« Les âmes errantes » de Cécile Pin

Aujourd’hui, je vous parle d’un récit passionnant sur l’histoire d’une famille, rescapée des boat people avec ce livre :

Novembre 1978 Vung Tham, Vietnam : c’est la dernière soirée, le dernier repas en famille d’Anh. Saïgon est tombée, depuis trois environ et les dernières troupes américaines se sont retirées pour laisser place au nouveau régime.

Le père, professeur d’anglais, a décidé qu’il était temps pour la famille de quitter le Vietnam, où l’emprise communiste s’installe traquant toutes les personnes suspectées d’entente avec l’ennemi, les USA. Il compte rejoindre avec les siens et leurs économies son frère qui vit en « Amérique où la vie semble merveilleuse ». Il envoie d’abord Anh, son aînée et les garçons, Thanh et Minh et compte les rejoindre ensuite.

Après un voyage difficile, où la frêle embarcation menace à tout moment de chavirer, dans la mer de Chine, ils arrivent épuisés, leurs habits en loques à Hong Kong où ils sont examinés par des médecins qui ne parlent pas leur langue et se retrouvent dans des « bungalows » entassés dans des conditions d’hygiène précaires. Mais d’autres ont eu moins de chances, des malfrats de l’île de Ko Kra ayant tué les hommes et voué les femmes à la prostitution…

Là ils sauront si on leur permet de partir vers l’Occident ou si on risque de les renvoyer au Vietnam. Quelques mois plus tard, le reste de la famille est retrouvée morte, noyée pendant la tempête qui a fait chavirer le bateau : le père la mère, les frères et sœurs parmi lesquels Dao dont le fantôme va veiller sur les aînés et c’est Anh qui doit reconnaître les corps.

Anh sent la colère montée contre l’idée de son père d’avoir décidé cet exil sans l’avoir assez préparé, et surtout contre son oncle d’Amérique qu’elle juge responsable de cette folie et lorsqu’on lui demande si elle et ses frères doivent rejoindre de la famille quelque part, elle répond qu’ils sont tout seuls. Alors ce sera la Grande Bretagne.

Anh se trouve propulsée brutalement dans le monde des adultes et devra prendre soin de ses frères et tenter de construire une nouvelle vie, rencontrant au passage des personnes, des associations qui vont les aider, mais aussi d’autres exilés. Sopley Hampshire. On imagine la frilosité de Mme Thatcher pour recevoir ces migrants issus des boat people sur l’insistance du Haut-Commissariat des Nations Unies aux réfugiés.

L’histoire se déroule sur plusieurs périodes, entre 1967, 1978, jusqu’à nos jours. On suit le périple de la famille, en ajoutant des descriptions de scènes pendant la guerre, notamment l’opération « Âmes errantes » en 1967, basée sur les rituels : la nécessité d’enterrer les morts dignement sinon, ils deviennent des fantômes, des âmes errantes.

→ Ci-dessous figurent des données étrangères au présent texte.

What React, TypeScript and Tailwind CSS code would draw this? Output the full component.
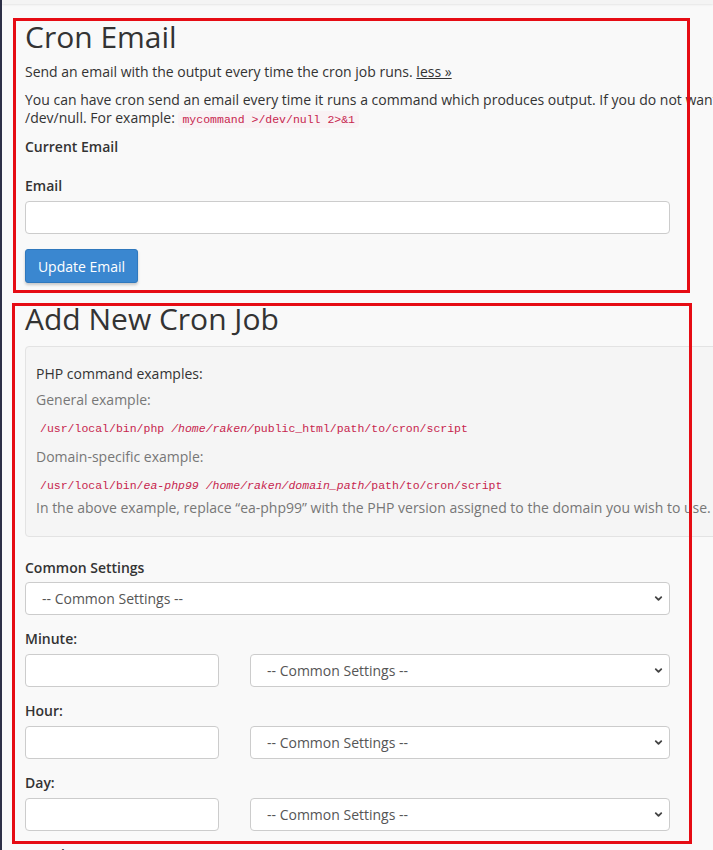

De temps en temps, le récit est interrompu par une réflexion, on devine que quelqu’un essaie de raconter l’histoire de ces réfugiés ou de cette famille, car cette personne évoque les clichés pris à l’époque des boat people, des exactions au Vietnam, ou encore la notion de stress post traumatique, la capacité à faire le deuil mais l’auteure fait durer le suspense. Or, Anh en a dit le minimum sur son odyssée, préférant l’action et l’oubli mais l’oubli est-il vraiment possible et on sait bien que les souvenirs referont surface un jour ou l’autre…

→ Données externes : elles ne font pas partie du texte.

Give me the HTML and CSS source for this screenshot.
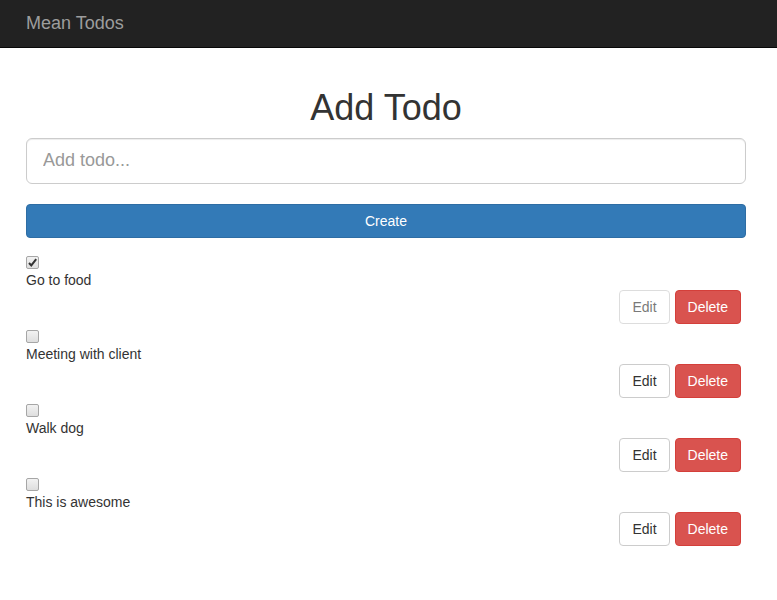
FILE: index.html
```html
<!DOCTYPE html>
<html lang="en">
<head>
<meta charset="utf-8">
<title>Mean Todos</title>
<link rel="stylesheet" href="styles.css">
</head>
<body>
<nav class="navbar">
  <div class="container">
    <a class="brand" href="#">Mean Todos</a>
  </div>
</nav>
<main class="container">
  <h1 class="title">Add Todo</h1>
  <form class="add-form">
    <input class="todo-input" type="text" placeholder="Add todo...">
    <button class="btn btn-primary btn-block" type="button">Create</button>
  </form>
  <div class="todo-list">
    <div class="todo">
      <input class="check" type="checkbox" checked>
      <div class="todo-text">Go to food</div>
      <div class="actions">
        <button class="btn btn-default" type="button" disabled>Edit</button>
        <button class="btn btn-danger" type="button">Delete</button>
      </div>
    </div>
    <div class="todo">
      <input class="check" type="checkbox">
      <div class="todo-text">Meeting with client</div>
      <div class="actions">
        <button class="btn btn-default" type="button">Edit</button>
        <button class="btn btn-danger" type="button">Delete</button>
      </div>
    </div>
    <div class="todo">
      <input class="check" type="checkbox">
      <div class="todo-text">Walk dog</div>
      <div class="actions">
        <button class="btn btn-default" type="button">Edit</button>
        <button class="btn btn-danger" type="button">Delete</button>
      </div>
    </div>
    <div class="todo">
      <input class="check" type="checkbox">
      <div class="todo-text">This is awesome</div>
      <div class="actions">
        <button class="btn btn-default" type="button">Edit</button>
        <button class="btn btn-danger" type="button">Delete</button>
      </div>
    </div>
  </div>
</main>
</body>
</html>
```
FILE: styles.css
```css
* { box-sizing: border-box; }
html, body { margin: 0; padding: 0; }
body {
  font-family: "Liberation Sans", Arial, Helvetica, sans-serif;
  font-size: 14px;
  line-height: 20px;
  color: #333;
  background: #fff;
}
.container {
  width: 720px;
  margin-left: 26px;
}
.navbar {
  background: #222;
  border-bottom: 1px solid #080808;
  height: 48px;
}
.brand {
  display: inline-block;
  font-size: 18px;
  line-height: 20px;
  padding: 13px 0 14px;
  color: #9d9d9d;
  text-decoration: none;
}
.title {
  margin: 40px 0 10px;
  font-size: 36px;
  font-weight: 500;
  line-height: 1.1;
  text-align: center;
  color: #333;
}
.add-form {
  display: flex;
  flex-direction: column;
  gap: 20px;
}
.todo-input {
  display: block;
  width: 100%;
  height: 46px;
  padding: 10px 16px;
  font-family: inherit;
  font-size: 18px;
  line-height: 1.33;
  color: #555;
  border: 1px solid #ccc;
  border-radius: 6px;
  box-shadow: inset 0 1px 1px rgba(0,0,0,.075);
  outline: none;
}
.todo-input::placeholder { color: #999; }
.btn {
  display: inline-block;
  padding: 6px 12px;
  font-family: inherit;
  font-size: 14px;
  line-height: 20px;
  border: 1px solid transparent;
  border-radius: 4px;
  cursor: pointer;
  text-align: center;
}
.btn-block { display: block; width: 100%; }
.btn-primary {
  background: #337ab7;
  border-color: #2e6da4;
  color: #fff;
}
.btn-default {
  background: #fff;
  border-color: #ccc;
  color: #333;
}
.btn-default:disabled {
  opacity: .65;
  cursor: not-allowed;
}
.btn-danger {
  background: #d9534f;
  border-color: #d43f3a;
  color: #fff;
}
.todo-list {
  margin-top: 18px;
}
.todo {
  margin-bottom: 6px;
}
.check {
  -webkit-appearance: none;
  appearance: none;
  display: block;
  width: 13px;
  height: 13px;
  margin: 0 0 1px;
  border: 1px solid #a6a6a6;
  border-radius: 2px;
  background: linear-gradient(#f2f2f2, #dedede);
}
.check:checked {
  background: url("data:image/svg+xml;utf8,<svg xmlns='http://www.w3.org/2000/svg' width='11' height='11' viewBox='0 0 11 11'><path d='M2 6 L4.3 8.4 L9.2 2.2' fill='none' stroke='%23333' stroke-width='2'/></svg>") center/11px 11px no-repeat, linear-gradient(#f2f2f2, #dedede);
}
.todo-text {
  line-height: 20px;
}
.actions {
  display: flex;
  justify-content: flex-end;
  gap: 5px;
  padding-right: 5px;
}
```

J’ai beaucoup aimé suivre le parcours d’Anh, la manière dont elle tente de protéger ses frères, de les stimuler pour qu’ils fassent des études, qu’elle n’aura pas pu faire, il faut travailler pour nourrir les garçons qui se rebellent parfois « tu n’es pas ma mère » …  Sa capacité de résilience force l’admiration, sa manière de prendre la vie à bras le corps malgré l’accueil mitigé réservé aux « Chinois » ! les réflexions racistes parfois, la culpabilité d’avoir survécu et malgré tout l’envie de se construire une nouvelle vie de femme, fonder une famille…

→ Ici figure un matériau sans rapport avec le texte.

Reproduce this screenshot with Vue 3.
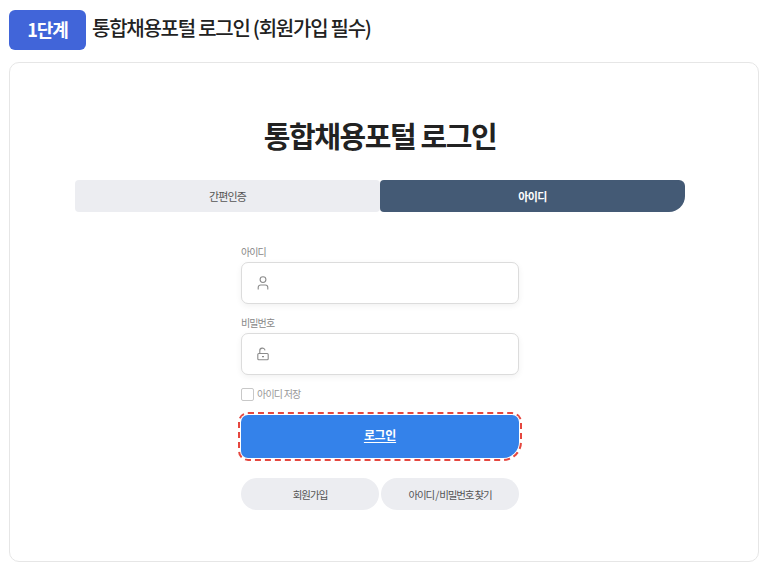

Ce récit m’a beaucoup touchée, je connaissais bien l’histoire des boat people qui faisaient la une des journaux et des JT à l’époque, images qui nous laissaient impuissants parfois même voyeurs et commençaient à nous faire prendre en grippe celle qui deviendra plus tard premier ministre.

Cécile Pin a très bien su, par la méthode narrative qu’elle utilise, nous raconter l’histoire de cette famille, (il s’agit, je pense de l’histoire de sa propre mère, étant donnée la précision des évènements, les détails) en se livrant en parallèle à une réflexion historique et philosophique sur l’époque et cela dans le contexte migratoire actuel qui génère tant de propos haineux au nom du populisme…

Parmi les évènements qui m’ont marqué : le rituel funéraire, avec la nourriture posée sur l’autel destinée aux défunts, sous la fumée de l’encens… ou encore la scène où le chauffeur de car trouve des cadavres de migrants dans son camion …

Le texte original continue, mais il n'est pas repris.